Beispiel: Bei einer Ehe mit zwei Kindern hat die Ehefrau im Fall der Zugewinngemeinschaft bei Tod des Mannes einen Pflichtteilsanspruch von 12,5% plus 25% Zugewinnausgleich. Bei Gütertrennung beträgt der Pflichtteil nur ein Sechstel (16,6%) des Nachlasses.[3]
Praktische Beispiele zur Veranschaulichung
Beispiel 1: Schenkung mit Abschmelzung
Familie Müller hat zwei Kinder. Die Eltern möchten die Tochter besonders bedenken und schenken ihr acht Jahre vor dem Tod des Vaters ein Grundstück im Wert von 100.000 Euro. Der Sohn ist im Testament enterbt.
Bei der Berechnung des Pflichtteilsergänzungsanspruchs werden nur noch 20% des Grundstückswertes (20.000 Euro) berücksichtigt, da bereits acht Jahre seit der Schenkung vergangen sind. Dies verringert den Pflichtteilsanspruch des Sohnes deutlich.
Beispiel 2: Schenkung an den Ehepartner
Herr Weber schenkt seiner Frau zwölf Jahre vor seinem Tod eine Immobilie. In seinem Testament setzt er seinen Sohn aus erster Ehe als Erben ein.

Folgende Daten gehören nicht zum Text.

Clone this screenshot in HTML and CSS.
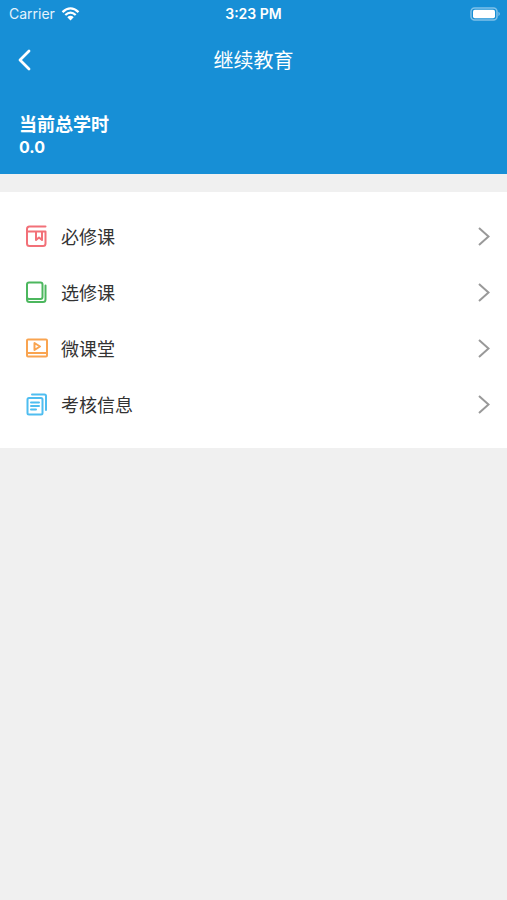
FILE: index.html
```html
<!DOCTYPE html>
<html lang="zh-CN">
<head>
<meta charset="utf-8">
<meta name="viewport" content="width=device-width, initial-scale=1">
<title>继续教育</title>
<link rel="stylesheet" href="styles.css">
</head>
<body>
<header class="header">
  <div class="status">
    <div class="carrier">
      <span>Carrier</span>
      <svg class="wifi" viewBox="0 0 18 14" aria-hidden="true">
        <path d="M1 5.2Q9-2.4 17 5.2M3.8 8Q9 3.2 14.2 8" fill="none" stroke="currentColor" stroke-width="2.3"/>
        <path d="M5.8 10.2Q9 7.4 12.2 10.2L9 13.6Z" fill="currentColor"/>
      </svg>
    </div>
    <time class="clock">3:23 PM</time>
    <svg class="battery" viewBox="0 0 32 14" aria-hidden="true">
      <rect x="2" y="1" width="26" height="12" rx="3.5" fill="none" stroke="#fff" stroke-opacity=".45" stroke-width="1.5"/>
      <rect x="4" y="2.800" width="22" height="8.400" rx="1.8" fill="#fff"/>
      <path d="M29.500 4.8Q32 7 29.500 9.2Z" fill="#fff" fill-opacity=".55"/>
    </svg>
  </div>
  <nav class="navbar">
    <button class="back" type="button" aria-label="返回">
      <svg viewBox="0 0 24 24" aria-hidden="true"><path d="M17 4L8 13l9 9" fill="none" stroke="currentColor" stroke-width="2.8" stroke-linecap="round" stroke-linejoin="round"/></svg>
    </button>
    <h1 class="title">继续教育</h1>
  </nav>
  <div class="summary">
    <div class="summary-label">当前总学时</div>
    <div class="summary-value">0.0</div>
  </div>
</header>
<main class="menu">
  <a class="row" href="#required">
    <svg class="icon red" viewBox="0 0 24 24" aria-hidden="true"><path d="M21.500 2.500H5.500Q3 2.500 3 5v14.500Q3 22 5.500 22H19q2.500 0 2.500-2.500V7.500H3.500M12 7.500V16l3-2.500 3 2.500V7.500"/></svg>
    <span class="label">必修课</span>
    <svg class="chevron" viewBox="0 0 12 20" aria-hidden="true"><path d="M1 2l9.500 8.500L1 19"/></svg>
  </a>
  <a class="row" href="#elective">
    <svg class="icon green" viewBox="0 0 24 24" aria-hidden="true"><rect x="3" y="2.500" width="15.500" height="16.500" rx="2"/><path d="M3 17v2.500Q3 22 5.500 22H19q2.500 0 2.500-2.500V5.500"/></svg>
    <span class="label">选修课</span>
    <svg class="chevron" viewBox="0 0 12 20" aria-hidden="true"><path d="M1 2l9.500 8.500L1 19"/></svg>
  </a>
  <a class="row" href="#micro">
    <svg class="icon orange" viewBox="0 0 24 24" aria-hidden="true"><rect x="3" y="3.500" width="20" height="17" rx="1"/><path d="M3 17h20M10.500 7v7l5.500-3.500z"/></svg>
    <span class="label">微课堂</span>
    <svg class="chevron" viewBox="0 0 12 20" aria-hidden="true"><path d="M1 2l9.500 8.500L1 19"/></svg>
  </a>
  <a class="row" href="#exam">
    <svg class="icon blue" viewBox="0 0 24 24" aria-hidden="true"><path d="M8 2.500h12.500q1.500 0 1.500 1.500V18"/><rect x="3.500" y="6" width="15" height="16.500" rx="1.500"/><path d="M7 10.500h8M7 14h8M7 17.500h5"/></svg>
    <span class="label">考核信息</span>
    <svg class="chevron" viewBox="0 0 12 20" aria-hidden="true"><path d="M1 2l9.500 8.500L1 19"/></svg>
  </a>
</main>
</body>
</html>
```
FILE: styles.css
```css
* {
  box-sizing: border-box;
}

body {
  margin: 0;
  background: #f0f0f0;
  color: #333;
  font-family: Inter, "Noto Sans CJK SC", sans-serif;
}

.header {
  background: #178fd6;
  color: #fff;
  padding-bottom: 17px;
}

.status {
  display: grid;
  grid-template-columns: 1fr auto 1fr;
  align-items: center;
  height: 27px;
  padding: 0 6px;
  font-size: 14px;
}

.carrier {
  display: flex;
  align-items: center;
  gap: 6px;
  padding-left: 3px;
  color: #e4f3fc;
}

.wifi {
  width: 19px;
  height: 14px;
  color: #fff;
}

.clock {
  font-weight: 600;
}

.battery {
  width: 32px;
  height: 14px;
  justify-self: end;
}

.navbar {
  display: grid;
  grid-template-columns: 48px 1fr 48px;
  align-items: center;
  height: 64px;
}

.back {
  display: flex;
  align-items: center;
  justify-content: center;
  height: 48px;
  padding: 0;
  border: 0;
  background: none;
  color: inherit;
  cursor: pointer;
}

.back svg {
  width: 24px;
  height: 24px;
}

.title {
  margin: 0;
  text-align: center;
  font-size: 20px;
  font-weight: 400;
}

.summary {
  padding: 22px 19px 0;
  font-weight: 700;
}

.summary-label {
  font-size: 18px;
  line-height: 24px;
}

.summary-value {
  font-size: 16px;
  line-height: 20px;
}

.menu {
  margin-top: 18px;
  padding: 16px 0;
  background: #fff;
}

.row {
  display: flex;
  align-items: center;
  height: 56px;
  padding: 0 17px 0 24px;
  color: inherit;
  text-decoration: none;
}

.icon {
  width: 24px;
  height: 24px;
  margin-right: 13px;
  fill: none;
  stroke: currentColor;
  stroke-width: 2;
  stroke-linejoin: round;
  stroke-linecap: round;
}

.red {
  color: #f27078;
}

.green {
  color: #4cb75e;
}

.orange {
  color: #f9a450;
}

.blue {
  color: #4fbdf0;
}

.label {
  flex: 1;
  font-size: 18px;
}

.chevron {
  width: 12px;
  height: 20px;
  fill: none;
  stroke: #999;
  stroke-width: 2;
}
```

Trotz der vergangenen Zeit wird die Immobilie bei der Berechnung des Pflichtteils der Ehefrau vollständig berücksichtigt, da bei Schenkungen zwischen Eheleuten keine Abschmelzung stattfindet.
Rechtliche Grenzen beachten
Bei der Gestaltung Ihres Nachlasses durch Schenkungen sollten Sie beachten:
- Verjährung: Pflichtteilsansprüche verjähren in einer Frist von drei Jahren ab Kenntnis vom Erbfall[5]
- Pflichtteilsentziehung: Nur unter sehr engen Voraussetzungen kann der Pflichtteil entzogen werden
- Auskunftspflicht: Erben müssen Pflichtteilsberechtigten Auskunft über den Nachlass geben
- Steuerliche Aspekte: Berücksichtigen Sie die Freibeträge bei der Schenkungssteuer
Empfehlungen für Ihre Nachlassplanung
- Beginnen Sie frühzeitig mit der Planung Ihres Nachlasses
- Wägen Sie ab zwischen Schenkungen zu Lebzeiten und testamentarischen Regelungen
- Dokumentieren Sie Schenkungen sorgfältig (Datum, Wert, Empfänger:in)
- Holen Sie fachkundigen Rat ein, insbesondere bei komplexen Vermögensverhältnissen
- Überprüfen Sie regelmäßig Ihre Nachlassplanung, besonders nach wichtigen Lebensereignissen wie Heirat, Geburt von Kindern oder Scheidung
Rechtliche Beratung ist sinnvoll
Die Gestaltung des Nachlasses und die Planung von Schenkungen sind komplexe Themen mit weitreichenden Folgen. Eine individuelle rechtliche Beratung kann Ihnen helfen, die für Ihre persönliche Situation passende Lösung zu finden und rechtliche Fallstricke zu vermeiden.
Denken Sie daran: Eine wohlüberlegte Nachlassplanung kann nicht nur dazu beitragen, Ihr Vermögen nach Ihren Wünschen zu verteilen, sondern auch Konflikten unter Ihren Angehörigen vorzubeugen.